Canva's success is not in doubt and should be applauded. However, there is an alternative approach to growth: a new, dual approach that encompasses self-funding, driven by early and sustained revenue, and partnerships with organizations that have market width and depth, that also become customers.

Partners as Customers

When partners become customers, it opens up a powerful marketing advantage through their validation, their deep knowledge, and a willingness to help co-develop and generate success.

Partnerships with technology companies are, of course, common. Less so is having the same companies as customers, users or clients. And this concept can apply equally to partner companies outside the technology space.

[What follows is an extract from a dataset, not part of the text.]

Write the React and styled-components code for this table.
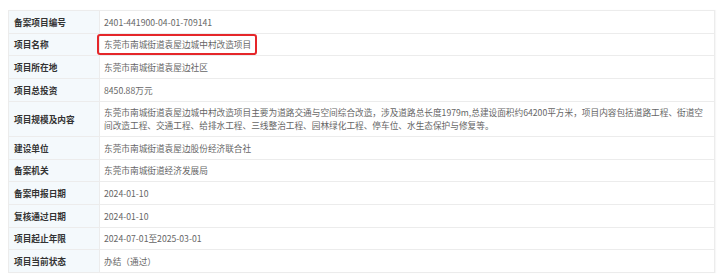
import React from 'react';
import styled, { createGlobalStyle } from 'styled-components';

const rows = [
  { label: '备案项目编号', value: '2401-441900-04-01-709141' },
  { label: '项目名称', value: '东莞市南城街道袁屋边城中村改造项目', marked: true },
  { label: '项目所在地', value: '东莞市南城街道袁屋边社区' },
  { label: '项目总投资', value: '8450.88万元' },
  {
    label: '项目规模及内容',
    value:
      '东莞市南城街道袁屋边城中村改造项目主要为道路交通与空间综合改造，涉及道路总长度1979m,总建设面积约64200平方米，项目内容包括道路工程、街道空间改造工程、交通工程、给排水工程、三线整治工程、园林绿化工程、停车位、水生态保护与修复等。',
  },
  { label: '建设单位', value: '东莞市南城街道袁屋边股份经济联合社' },
  { label: '备案机关', value: '东莞市南城街道经济发展局' },
  { label: '备案申报日期', value: '2024-01-10' },
  { label: '复核通过日期', value: '2024-01-10' },
  { label: '项目起止年限', value: '2024-07-01至2025-03-01' },
  { label: '项目当前状态', value: '办结（通过）' },
];

const App = () => {
  return (
    <>
      <GlobalStyle />
      <Page>
        <InfoTable>
          {rows.map((row) => (
            <Row key={row.label}>
              <Label>{row.label}</Label>
              <Value>
                {row.marked ? <Marked>{row.value}</Marked> : row.value}
              </Value>
            </Row>
          ))}
        </InfoTable>
      </Page>
    </>
  );
};

export default App;

const GlobalStyle = createGlobalStyle`
  html, body {
    margin: 0;
    padding: 0;
    background: #fff;
  }
  body {
    font-family: "Noto Sans CJK SC", "Noto Sans", sans-serif;
  }
`;

const Page = styled.div`
  padding: 10px 5px 7px 8px;
`;

const InfoTable = styled.div`
  display: flex;
  flex-direction: column;
  border: 1px solid #ececec;
  border-bottom: none;
  box-shadow: 1px 0 1px rgba(0, 0, 0, 0.03);
`;

const Row = styled.div`
  display: grid;
  grid-template-columns: 91px 1fr;
  border-bottom: 1px solid #ececec;
  font-size: 8.67px;
  line-height: 12.67px;
`;

const Label = styled.div`
  background: #f4f9fc;
  color: #333;
  font-weight: bold;
  padding: 4.5px 5px;
  border-right: 1px solid #ececec;
  display: flex;
  align-items: center;
`;

const Value = styled.div`
  color: #666;
  padding: 4.5px 6px 4.5px 4px;
`;

const Marked = styled.span`
  position: relative;

  &::after {
    content: '';
    position: absolute;
    left: -7px;
    right: -6px;
    top: -4px;
    bottom: -4.5px;
    border: 2px solid #e5262a;
    border-radius: 3px;
  }
`;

There are a number of advantages to this approach in your early days: you retain control of your own company, and maintain the original vision you had for it. Building revenue through add-on services funds product development, which helps spread risk. The partnerships you form become strategic, with a deeper commitment from both sides, and continue to broaden in scope over time. This allows you to consider the appropriate timing to seek additional external investment.

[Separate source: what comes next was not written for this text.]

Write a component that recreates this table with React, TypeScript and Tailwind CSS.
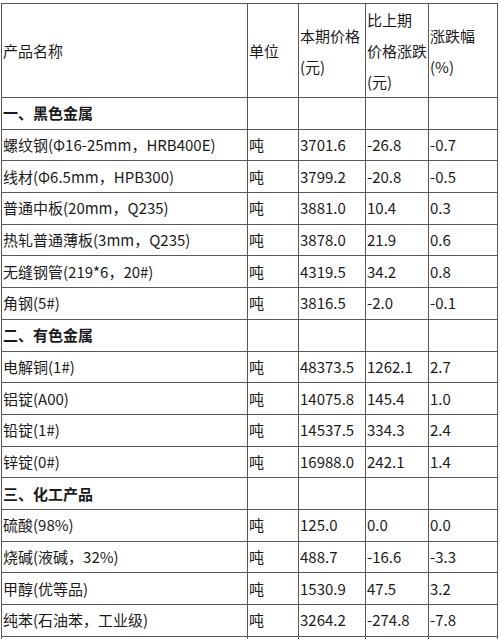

And choosing to generate and build customer and partner revenue from the outset creates a detailed understanding of their needs and pain points you are solving. These insights can be leveraged into product developments that answer their own needs, and those of other customers, creating better market fit and differentiation.

Here's what's on offer to any company seeking this joint partner/customer revenue model for growth:

  1. Acting as and for customers provides significant insights into how your products or services should be developed to answer real pain points, or to support real customer scenarios and contexts.
  2. By ensuring all customers have access to the same value, irrespective of business size, ensures an emphasis on creating easy user experiences and user interfaces—everyone must get value easily and quickly.
  3. By choosing to grow from revenue, you get close to your early customers, who help validate and strengthen your offering.
  4. Having more than one revenue stream allows a choice between offering added-value-services (for example, marketing services) and a self-service model in which users use a product or service themselves.
  5. By developing deep partnerships with the goal of partners becoming customers, collectively you can find new ways of going to market together, leveraging the strengths, and distribution and marketing channels, of each company.

As always, there is no single way to creating sustainable growth.